Incursión en Creta: El secuestro de un general
Al anochecer del 26 de abril de 1944, el general alemán Heinrich Kreipe, destinado en la isla de Creta, apuraba una copa de cognac francés junto a otros militares en el casino de oficiales de Archanes. La vida de los oficiales germanos en la isla cretense era muy plácida en comparación con los que debían enfrentarse a los soviéticos en el frente oriental o a los anglo-norteamericanos en el frente italiano. Ellos sabían que eran unos privilegiados, y el general Kreipe más que cualquiera, ya que antes de ser premiado con ese tranquilo destino en el Mediterráneo había tenido que sufrir los rigores del invierno ruso, dirigiendo los combates en el frente oriental.
A pesar de que el poderío germano se hallaba en retirada, en esos momentos la mayor parte del continente europeo seguía en manos de Hitler. Los aliados habían desembarcado en Italia el verano anterior y avanzaban ya por la península italiana, pero con crecientes dificultades. Por su parte, los soviéticos habían tomado definitivamente la iniciativa en el este, aunque la denodada resistencia germana les llevaba a insistir una y otra vez a sus aliados occidentales para que abriesen un segundo frente en el oeste.
El general Heinrich Kreipe. Tras sobrevivir a las calamidades del
frente ruso, su nuevo y envidiado destino en Creta sería menos
tranquilo de lo previsto.
Los alemanes sabían que su fortaleza europea iba a ser objeto de una invasión, pero todavía no sabían por dónde. Los aliados podían intentar un desembarco en las costas noruegas, francesas, españolas o en los Balcanes. Aunque Churchill contemplaba con simpatía esta última posibilidad, al servir para cortar la ruta de avance de los soviéticos, la posibilidad cierta de entrar en conflicto con Stalin llevaba a decantarse por las costas francesas. Pero los alemanes sí que consideraban la posibilidad de ese desembarco en los Balcanes; los aliados se dedicaron a alimentar esa hipótesis para que los alemanes se vieran obligados a dividir sus recursos defensivos.
Una pieza clave para esa labor de engaño y de hostigamiento era la isla de Creta, que había sido invadida por los alemanes en mayo de 1941. Gracias a una espectacular operación aerotransportada, la milenaria isla en la que se halla la cuna de Zeus, donde Ícaro realizó su legendario vuelo y que vio pasar a romanos, árabes, venecianos y turcos, cayó bajo el triunfante símbolo de la esvástica.

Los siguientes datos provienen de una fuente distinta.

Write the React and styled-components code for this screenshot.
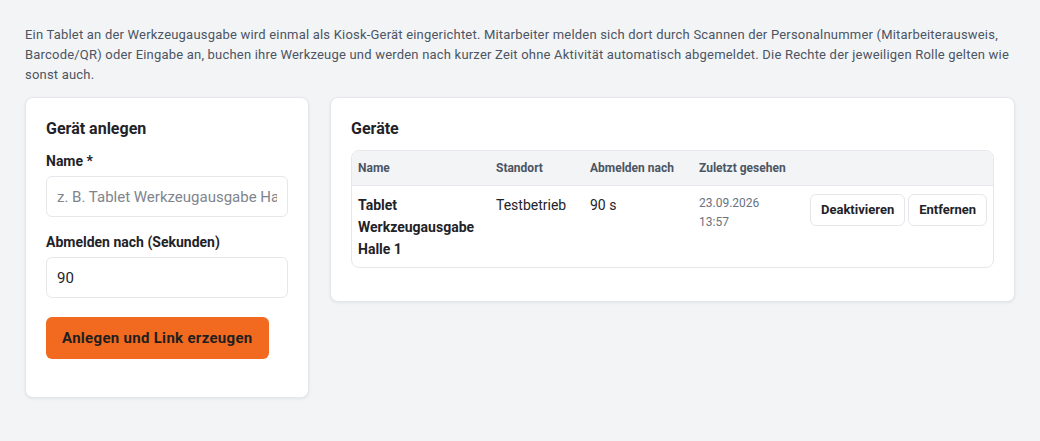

Probablemente, ese día, el general Kreipe departió con sus colegas sobre la marcha de la guerra, cuyo desenlace era cada vez más incierto para el Reich. Es posible que comentasen las dificultades que estaban atravesando sus seres queridos en Alemania, sometida a una insistente y devastadora campaña de bombardeos, y de la que ellos tenían cumplida cuenta gracias a las cartas que les remitían regularmente sus familiares. Pero todo ello parecía muy lejano desde esa isla, en la que tan sólo debían hacer frente al hostigamiento de los irreductibles partisanos cretenses.
A las nueve en punto de la noche, el general Kreipe se despidió de los otros militares con los que había compartido esos momentos de asueto en el casino de oficiales y se dirigió a su vehículo. Allí, su chófer le esperaba para emprender el camino de regreso a su residencia en Cnosos, como venía haciendo cada día a esa misma hora, ya que Kreipe era un hombre de costumbres fijas.
El chófer puso en marcha el coche y Kreipe se acomodó en el asiento posterior. El vehículo inició el trayecto por la carretera secundaria de Archanes. Pero al doblar la curva que desembocaba en la carretera principal, de la oscuridad surgió una luz roja que alguien hacía oscilar en mitad de la calzada. Kreipe ordenó al conductor que detuviese el vehículo. Dos soldados alemanes se acercaron al vehículo. Tanto el general como su chófer pensaron que se trataba de una de las patrullas encargadas de controlar los caminos de la isla, pero muy pronto se darían cuenta de que estaban muy equivocados.